If you're going to do that then you might as well just use UUID, since you effectively reintroduce the negative aspects of that (infinitesimally miniscule chance of collisions, computation involved in the calculation, etc.)
The difference is that you can still use sequential IDs internally, while exposing hashed IDs to the outside. This protects your database from collisions under all circumstances, while in the absolute worst case, a single user might experience bugs because two external IDs collide.
This is a weird proposal. If you're using non-hashed IDs internally and exposing hashed IDs externally, you are going to need to map those (securely hashed) ids back to internal ids when the client hands them to you.
I guess you could do this with complete table scans, hashing the ids and looking for matches, but that would be horribly inefficient. You could maintain your own internal reverse index of hash -> id but now I have to ask what's the point? You aren't saving any storage and you're adding a lot of complexity.
Seems like if you want random unguessable external ids, you're always better off just generating them and using them as primary keys.
Also, you aren't protecting your database "from collisions under all circumstances" - there's no guarantee your hash won't collide even if the input is small.

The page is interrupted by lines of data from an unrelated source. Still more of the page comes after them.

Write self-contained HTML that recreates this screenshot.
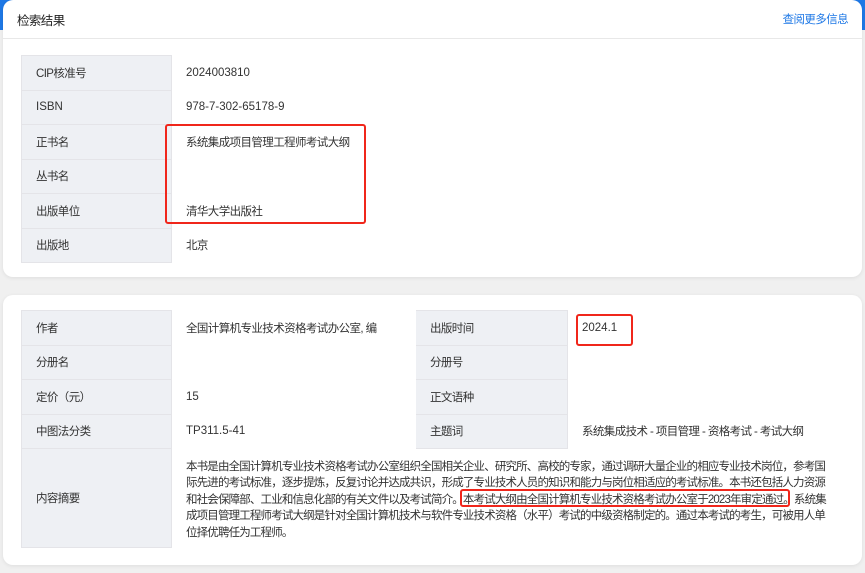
<!DOCTYPE html>
<html><head><meta charset="utf-8"><style>
*{margin:0;padding:0;box-sizing:border-box}
body{width:865px;height:573px;background:#f0f0f0;font-family:"Liberation Sans","Noto Sans CJK SC",sans-serif;font-size:11.5px;letter-spacing:-0.6px;color:#333;position:relative;overflow:hidden}
.blue{position:absolute;left:0;top:0;width:865px;height:30px;background:#1e78e6}
.card{position:absolute;left:3px;width:859px;background:#fff;border-radius:10px;box-shadow:0 1px 4px rgba(0,0,0,.08)}
.hdr{height:39px;border-bottom:1px solid #e8e8e8;display:flex;justify-content:space-between;align-items:center;padding:0 14px 0 14px}
.hdr .t{font-size:12.5px;color:#222}
.hdr .l{font-size:11.5px;color:#1e78e6}
table{position:absolute;border-collapse:collapse;table-layout:fixed}
td{border:1px solid #e4e4e8;height:34.5px;padding:0 14px;vertical-align:middle;white-space:nowrap}
td.k{background:#eef0f4;color:#333}
td.v{border-color:#fff}
.n{letter-spacing:0}
td.ab{line-height:16.5px;letter-spacing:-0.85px;padding-top:4px}
.box{position:absolute;border:2px solid #f0261b;border-radius:3px}
</style></head><body>
<div class="blue"></div>
<div class="card" style="top:0;height:277px">
<div class="hdr"><span class="t">检索结果</span><span class="l">查阅更多信息</span></div>
<table style="left:18px;top:55px;width:824px">
<col style="width:150px"><col>
<tr><td class="k">CIP核准号</td><td class="v n">2024003810</td></tr>
<tr><td class="k n">ISBN</td><td class="v n">978-7-302-65178-9</td></tr>
<tr><td class="k">正书名</td><td class="v">系统集成项目管理工程师考试大纲</td></tr>
<tr><td class="k">丛书名</td><td class="v"></td></tr>
<tr><td class="k">出版单位</td><td class="v">清华大学出版社</td></tr>
<tr><td class="k">出版地</td><td class="v">北京</td></tr>
</table>
</div>
<div class="card" style="top:295px;height:270px">
<table style="left:18px;top:15px;width:824px">
<col style="width:150px"><col style="width:244px"><col style="width:152px"><col>
<tr><td class="k">作者</td><td class="v">全国计算机专业技术资格考试办公室, 编</td><td class="k">出版时间</td><td class="v n">2024.1</td></tr>
<tr><td class="k">分册名</td><td class="v"></td><td class="k">分册号</td><td class="v"></td></tr>
<tr><td class="k">定价（元）</td><td class="v n">15</td><td class="k">正文语种</td><td class="v"></td></tr>
<tr><td class="k">中图法分类</td><td class="v n">TP311.5-41</td><td class="k">主题词</td><td class="v">系统集成技术 - 项目管理 - 资格考试 - 考试大纲</td></tr>
<tr><td class="k" style="height:99px">内容摘要</td><td class="v ab" colspan="3">本书是由全国计算机专业技术资格考试办公室组织全国相关企业、研究所、高校的专家，通过调研大量企业的相应专业技术岗位，参考国<br>际先进的考试标准，逐步提炼，反复讨论并达成共识，形成了专业技术人员的知识和能力与岗位相适应的考试标准。本书还包括人力资源<br>和社会保障部、工业和信息化部的有关文件以及考试简介。本考试大纲由全国计算机专业技术资格考试办公室于2023年审定通过。系统集<br>成项目管理工程师考试大纲是针对全国计算机技术与软件专业技术资格（水平）考试的中级资格制定的。通过本考试的考生，可被用人单<br>位择优聘任为工程师。</td></tr>
</table>
</div>
<div class="box" style="left:165px;top:124px;width:201px;height:100px"></div>
<div class="box" style="left:576px;top:314px;width:57px;height:32px"></div>
<div class="box" style="left:460px;top:489px;width:330px;height:18px"></div>
</body></html>
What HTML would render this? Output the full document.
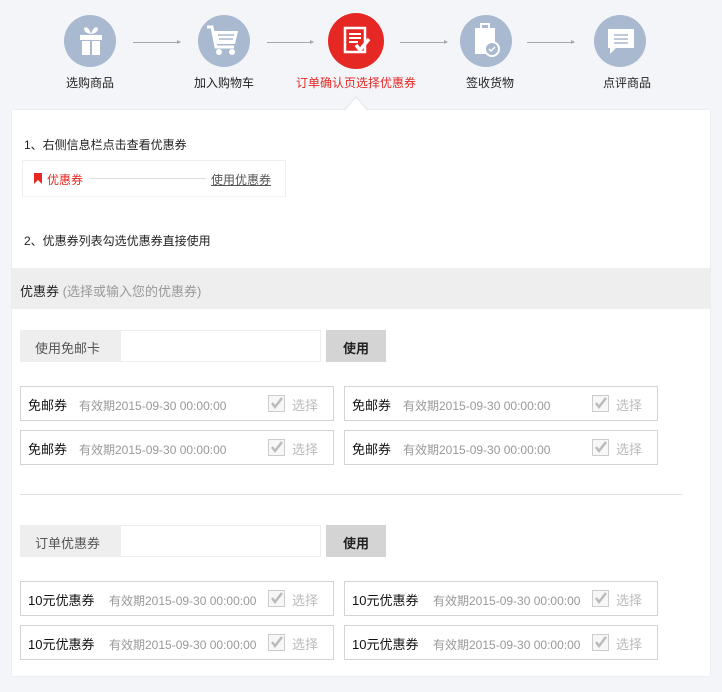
<!DOCTYPE html>
<html><head><meta charset="utf-8"><style>
*{margin:0;padding:0;box-sizing:border-box}
body{width:722px;height:692px;background:#f4f5f9;font-family:"Liberation Sans","Noto Sans CJK SC",sans-serif;font-size:12px;color:#222;position:relative;overflow:hidden}
.a{position:absolute}
.panel{left:12px;top:110px;width:698px;height:566px;background:#fff;box-shadow:0 0 2px #e0e2e8}
.c{border-radius:50%;background:#a9b9cf}
.lbl{top:74px;font-size:12px;width:140px;text-align:center}
.ar{height:1px;background:#a8a8a8;top:42px}
.ar:after{content:"";position:absolute;right:-1px;top:-2px;border-left:4px solid #a8a8a8;border-top:2.5px solid transparent;border-bottom:2.5px solid transparent}
.cp{width:314px;height:35px;border:1px solid #d4d4d4;background:#fff}
.cp .n{position:absolute;left:7px;top:8px;font-size:13px;color:#111}
.cp .d{position:absolute;top:10px;font-size:12px;color:#999}
.cp .s{position:absolute;right:15px;top:8px;font-size:13px;color:#bbb}
.cp svg{position:absolute;right:48px;top:8px}
.ip{height:32px}
</style></head><body>
<div class="a c" style="left:64px;top:15px;width:52px;height:52px"></div>
<svg class="a" style="left:78px;top:24px" width="26" height="34"><path d="M6 4q4-3 7 6q3-9 7-6q0 5-7 6q-7-1-7-6z" fill="#fff"/><rect x="2" y="11" width="22" height="5" fill="#fff"/><rect x="4" y="17" width="8" height="14" fill="#fff"/><rect x="14" y="17" width="8" height="14" fill="#fff"/></svg>
<div class="a c" style="left:198px;top:15px;width:52px;height:52px"></div>
<svg class="a" style="left:204px;top:24px" width="40" height="34"><path d="M3 3h5l4 20h18" stroke="#fff" stroke-width="3" fill="none"/><path d="M10 7h24l-3 13H13z" fill="#fff"/><path d="M14 11h16M15 15h14" stroke="#a9b9cf" stroke-width="1.5"/><circle cx="15" cy="28" r="3" fill="#fff"/><circle cx="28" cy="28" r="3" fill="#fff"/></svg>
<div class="a c" style="left:328px;top:13px;width:56px;height:56px;background:#e52824"></div>
<svg class="a" style="left:342px;top:26px" width="30" height="30"><rect x="3" y="2" width="20" height="24" fill="none" stroke="#fff" stroke-width="2.5"/><path d="M7 8h12M7 12h12M7 16h9" stroke="#fff" stroke-width="2"/><path d="M14 19l4 5 9-11" stroke="#fff" stroke-width="3.5" fill="none"/></svg>
<div class="a c" style="left:460px;top:15px;width:52px;height:52px"></div>
<svg class="a" style="left:472px;top:22px" width="30" height="36"><rect x="3" y="6" width="20" height="26" fill="#fff"/><rect x="9" y="2" width="8" height="7" fill="none" stroke="#fff" stroke-width="2"/><circle cx="20" cy="27" r="7" fill="#a9b9cf" stroke="#fff" stroke-width="2"/><path d="M17 27l2 2 4-4" stroke="#fff" stroke-width="1.5" fill="none"/></svg>
<div class="a c" style="left:594px;top:15px;width:52px;height:52px"></div>
<svg class="a" style="left:606px;top:27px" width="30" height="30"><path d="M2 2h26v19H10l-6 6v-6H2z" fill="#fff"/><path d="M8 8h14M8 12h14M8 16h14" stroke="#a9b9cf" stroke-width="1.5"/></svg>
<div class="a ar" style="left:133px;width:47px"></div>
<div class="a ar" style="left:267px;width:46px"></div>
<div class="a ar" style="left:400px;width:47px"></div>
<div class="a ar" style="left:527px;width:47px"></div>
<div class="a lbl" style="left:20px">选购商品</div>
<div class="a lbl" style="left:154px">加入购物车</div>
<div class="a lbl" style="left:286px;color:#e52824">订单确认页选择优惠券</div>
<div class="a lbl" style="left:420px">签收货物</div>
<div class="a lbl" style="left:557px">点评商品</div>
<div class="a panel"></div>
<svg class="a" style="left:344px;top:96px" width="24" height="15"><path d="M0 14.5L12 1l12 13.5" fill="#fff" stroke="#e3e5ea"/><rect x="1" y="14" width="22" height="2" fill="#fff"/></svg>
<div class="a" style="left:24px;top:136px">1、右侧信息栏点击查看优惠券</div>
<div class="a" style="left:22px;top:160px;width:264px;height:37px;border:1px solid #eee;border-bottom-color:#f3f3f3"></div>
<svg class="a" style="left:34px;top:173px" width="8" height="11"><path d="M0 0h8v11L4 7 0 11z" fill="#e52824"/></svg>
<div class="a" style="left:47px;top:171px;color:#e52824">优惠券</div>
<div class="a" style="left:90px;top:178px;width:116px;height:1px;background:#ddd"></div>
<div class="a" style="left:211px;top:171px;color:#555;text-decoration:underline">使用优惠券</div>
<div class="a" style="left:24px;top:232px">2、优惠券列表勾选优惠券直接使用</div>
<div class="a" style="left:12px;top:268px;width:698px;height:41px;background:#eee"></div>
<div class="a" style="left:20px;top:281px;font-size:13px">优惠券 <span style="color:#999">(选择或输入您的优惠券)</span></div>

<div class="a ip" style="left:20px;top:330px;width:100px;background:#eee;color:#555;font-size:13px;padding:8px 0 0 15px">使用免邮卡</div>
<div class="a ip" style="left:120px;top:330px;width:201px;border:1px solid #eee;background:#fff"></div>
<div class="a ip" style="left:326px;top:330px;width:60px;background:#d4d4d4;font-weight:bold;font-size:13px;text-align:center;padding-top:8px">使用</div>

<div class="a cp" style="left:20px;top:386px"><span class="n">免邮券</span><span class="d" style="left:58px">有效期2015-09-30 00:00:00</span><svg width="17" height="17"><rect x=".5" y=".5" width="16" height="16" fill="#f7f7f7" stroke="#ccc"/><path d="M4 8l3 4 7-9" stroke="#bbb" stroke-width="2.5" fill="none"/></svg><span class="s">选择</span></div>
<div class="a cp" style="left:344px;top:386px"><span class="n">免邮券</span><span class="d" style="left:58px">有效期2015-09-30 00:00:00</span><svg width="17" height="17"><rect x=".5" y=".5" width="16" height="16" fill="#f7f7f7" stroke="#ccc"/><path d="M4 8l3 4 7-9" stroke="#bbb" stroke-width="2.5" fill="none"/></svg><span class="s">选择</span></div>
<div class="a cp" style="left:20px;top:430px"><span class="n">免邮券</span><span class="d" style="left:58px">有效期2015-09-30 00:00:00</span><svg width="17" height="17"><rect x=".5" y=".5" width="16" height="16" fill="#f7f7f7" stroke="#ccc"/><path d="M4 8l3 4 7-9" stroke="#bbb" stroke-width="2.5" fill="none"/></svg><span class="s">选择</span></div>
<div class="a cp" style="left:344px;top:430px"><span class="n">免邮券</span><span class="d" style="left:58px">有效期2015-09-30 00:00:00</span><svg width="17" height="17"><rect x=".5" y=".5" width="16" height="16" fill="#f7f7f7" stroke="#ccc"/><path d="M4 8l3 4 7-9" stroke="#bbb" stroke-width="2.5" fill="none"/></svg><span class="s">选择</span></div>

<div class="a" style="left:20px;top:494px;width:662px;height:1px;background:#e2e2e2"></div>

<div class="a ip" style="left:20px;top:525px;width:100px;background:#eee;color:#555;font-size:13px;padding:8px 0 0 15px">订单优惠券</div>
<div class="a ip" style="left:120px;top:525px;width:201px;border:1px solid #eee;background:#fff"></div>
<div class="a ip" style="left:326px;top:525px;width:60px;background:#d4d4d4;font-weight:bold;font-size:13px;text-align:center;padding-top:8px">使用</div>

<div class="a cp" style="left:20px;top:581px"><span class="n">10元优惠券</span><span class="d" style="left:88px">有效期2015-09-30 00:00:00</span><svg width="17" height="17"><rect x=".5" y=".5" width="16" height="16" fill="#f7f7f7" stroke="#ccc"/><path d="M4 8l3 4 7-9" stroke="#bbb" stroke-width="2.5" fill="none"/></svg><span class="s">选择</span></div>
<div class="a cp" style="left:344px;top:581px"><span class="n">10元优惠券</span><span class="d" style="left:88px">有效期2015-09-30 00:00:00</span><svg width="17" height="17"><rect x=".5" y=".5" width="16" height="16" fill="#f7f7f7" stroke="#ccc"/><path d="M4 8l3 4 7-9" stroke="#bbb" stroke-width="2.5" fill="none"/></svg><span class="s">选择</span></div>
<div class="a cp" style="left:20px;top:625px"><span class="n">10元优惠券</span><span class="d" style="left:88px">有效期2015-09-30 00:00:00</span><svg width="17" height="17"><rect x=".5" y=".5" width="16" height="16" fill="#f7f7f7" stroke="#ccc"/><path d="M4 8l3 4 7-9" stroke="#bbb" stroke-width="2.5" fill="none"/></svg><span class="s">选择</span></div>
<div class="a cp" style="left:344px;top:625px"><span class="n">10元优惠券</span><span class="d" style="left:88px">有效期2015-09-30 00:00:00</span><svg width="17" height="17"><rect x=".5" y=".5" width="16" height="16" fill="#f7f7f7" stroke="#ccc"/><path d="M4 8l3 4 7-9" stroke="#bbb" stroke-width="2.5" fill="none"/></svg><span class="s">选择</span></div>
</body></html>
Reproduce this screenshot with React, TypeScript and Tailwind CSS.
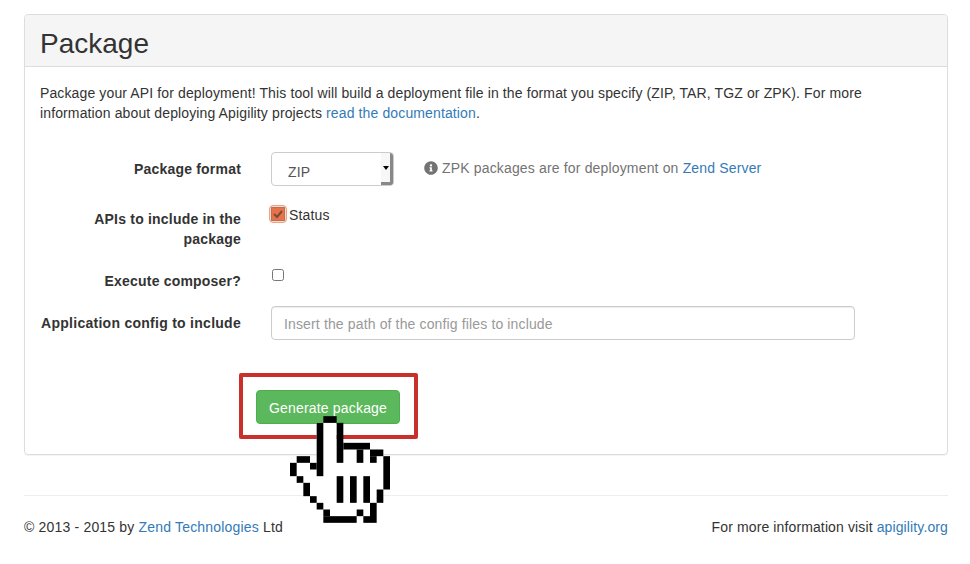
import { FaInfoCircle } from 'react-icons/fa';

const handPixels: [number, number, number, number][] = [
  [5, 0, 2, 1], [4, 1, 1, 8], [7, 1, 1, 6], [8, 4, 4, 1], [10, 5, 1, 2], [12, 5, 2, 1], [12, 6, 1, 1],
  [14, 6, 1, 5], [13, 11, 1, 2], [12, 13, 1, 3], [11, 15, 1, 1], [10, 14, 1, 1], [5, 15, 5, 1], [5, 14, 1, 1],
  [4, 13, 1, 1], [3, 12, 1, 1], [2, 10, 1, 2], [1, 9, 1, 1], [0, 7, 1, 2], [1, 6, 2, 1], [3, 7, 1, 1],
  [7, 9, 1, 4], [9, 9, 1, 4], [11, 9, 1, 4],
];

function PixelHand() {
  return (
    <svg className="absolute left-[34px] top-[26px] h-[107px] w-[100px]" viewBox="0 0 15 16">
      <path
        d="M5 1h2v4h7v2h1v4h-1v2h-1v3H5v-2H4v-1H3v-2H2V9H1V7h3V1z"
        fill="#fff"
      />
      {handPixels.map(([x, y, w, h], i) => (
        <rect key={i} x={x} y={y} width={w} height={h} fill="#000" />
      ))}
    </svg>
  );
}

function FormRow({ label, className, children }: { label: React.ReactNode; className: string; children: React.ReactNode }) {
  return (
    <div className={`flex gap-[30px] ${className}`}>
      <label className="w-[201px] shrink-0 text-right font-bold leading-5 tracking-[0.2px]">{label}</label>
      <div className="min-w-0 flex-1">{children}</div>
    </div>
  );
}

export default function App() {
  return (
    <div className="h-[564px] w-[970px] overflow-hidden bg-white pl-[24px] pr-[22px] pt-[14px] font-['Liberation_Sans',Arial,sans-serif] text-[14px] leading-5 tracking-[0.18px] text-[#333]">
      <section className="h-[441px] w-[924px] rounded border border-[#ddd] shadow-[0_1px_1px_rgba(0,0,0,0.05)]">
        <header className="h-[52px] rounded-t border-b border-[#ddd] bg-[#f5f5f5] px-[15px] pt-[13px]">
          <h3 className="text-[28px] leading-[31px] font-normal tracking-normal">Package</h3>
        </header>
        <div className="px-[15px] pt-[16px]">
          <p className="leading-5 tracking-[0.125px]">
            Package your API for deployment! This tool will build a deployment file in the format you specify (ZIP, TAR, TGZ or ZPK). For more
            <br />
            information about deploying Apigility projects <a className="text-[#337ab7]" href="#">read the documentation</a>.
          </p>

          <FormRow label="Package format" className="mt-[29px] h-[34px] items-center">
            <div className="flex items-center">
              <div className="flex h-[34px] w-[123px] overflow-hidden rounded border border-[#ccc] bg-white">
                <span className="flex-1 pl-4 pt-[9px] text-[#555]">ZIP</span>
                <span className="flex w-[12px] items-center justify-center border-r-[3px] border-b-[3px] border-r-[#888] border-b-[#888] bg-[#f7f7f7]">
                  <span className="h-0 w-0 border-x-[3px] border-t-[4px] border-x-transparent border-t-black" />
                </span>
              </div>
              <span className="relative top-[-1px] ml-[30px] flex items-center gap-[4px] text-[#737373]">
                <FaInfoCircle className="h-[14px] w-[14px]" />
                <span className="tracking-[0.16px]">ZPK packages are for deployment on <a className="text-[#337ab7]" href="#">Zend Server</a></span>
              </span>
            </div>
          </FormRow>

          <FormRow label={<>APIs to include in the<br />package</>} className="mt-[23px] h-[40px]">
            <div className="-ml-[2px] -mt-[4px] flex items-start">
              <span className="flex h-[18px] w-[18px] items-center justify-center rounded-[4px] border border-[#f0a080] bg-[#ffd9c8]">
                <svg viewBox="0 0 14 14" className="h-[14px] w-[14px]">
                  <rect x="0.5" y="0.5" width="13" height="13" fill="#e8734a" stroke="#6b4030" strokeDasharray="1 1" />
                  <path d="M3 7l3 3 5-6" fill="none" stroke="#7a4a3a" strokeWidth="2" />
                </svg>
              </span>
              <span className="ml-[2px] leading-5">Status</span>
            </div>
          </FormRow>

          <FormRow label="Execute composer?" className="mt-[22px] h-[20px]">
            <input type="checkbox" className="ml-px mt-[-2px] block h-[12px] w-[12px]" />
          </FormRow>

          <FormRow label={<span className="tracking-[0.27px]">Application config to include</span>} className="mt-[15px] h-[34px] items-center">
            <input
              className="block h-[34px] w-[584px] rounded border border-[#ccc] bg-white px-3 pt-[1px] tracking-[0.14px] text-[#555] shadow-[inset_0_1px_1px_rgba(0,0,0,0.075)] placeholder:text-[#999]"
              placeholder="Insert the path of the config files to include"
            />
          </FormRow>

          <div className="relative ml-[216px] mt-[50px] w-[144px]">
            <button className="block h-[34px] w-[144px] rounded border border-[#4cae4c] bg-[#5cb85c] pt-px text-center text-white">
              Generate package
            </button>
            <div className="pointer-events-none absolute left-[-17px] top-[-17px] h-[66px] w-[179px] rounded-[2px] border-[4px] border-[#c9302c]" />
            <PixelHand />
          </div>
        </div>
      </section>
      <footer className="mt-[40px] flex justify-between border-t border-[#eee] pt-[21px]">
        <span>© 2013 - 2015 by <a className="text-[#337ab7]" href="#">Zend Technologies</a> Ltd</span>
        <span className="tracking-[0.12px]">For more information visit <a className="text-[#337ab7]" href="#">apigility.org</a></span>
      </footer>
    </div>
  );
}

Yes, it is more reasonable to use encrypted IDs externally from structured/sequential IDs internally, not hashed IDs. Recovering the internal ID from the external ID is computationally trivial since it will fit in a single AES block and you don't have to worry about collisions.
Yes, I tend to like this philosophy in database design, of internal sequential ids which are used for joins between tables etc. and an exposed "external reference". But I typically would use a UUID for my external reference rather than a hash of the internal id.
Doesn't that just add a whole lot of unnecessary complexity? If elements have multiple IDs, one of which should not be leaked to the outside, that's just asking for trouble in my opinion.
Is generating UUIDv4 or UUIDv7 really too much effort? I'd assume that writing the row to the database takes longer than generating the UUID.
It also means once your hash function leaks for whatever reason or gets brute forced because of whatever weird weakness in your system, it's game over and everybody will forever be able to predict any future ids, guess neighboring ids, etc., unless you're willing to change the hash and invalidate all links to any content on your site.
If I'm in a scenario where I think I need consecutive ids internally and random ones externally, I'll just have two fields in my tables.
Store just the sequential id, compute the hash on the edge.
This keeps your database simple and performant, and pushes complexity and work to the backend servers. This can be nice because developers are typically more at home at that layer, and scaling the backend can be a lot easier than scaling your database. But it also comes with the downsides listed in this thread.
Good point. Back when we did that we just used a reversible hash function (some would call it encryption). There are some simple algorithms meant for encrypting single integers with a reasonable key.
I might be misremembering, but didn't YouTube do this in the early days? So yeah, that was what I was thinking of when replying, not a traditional hash function.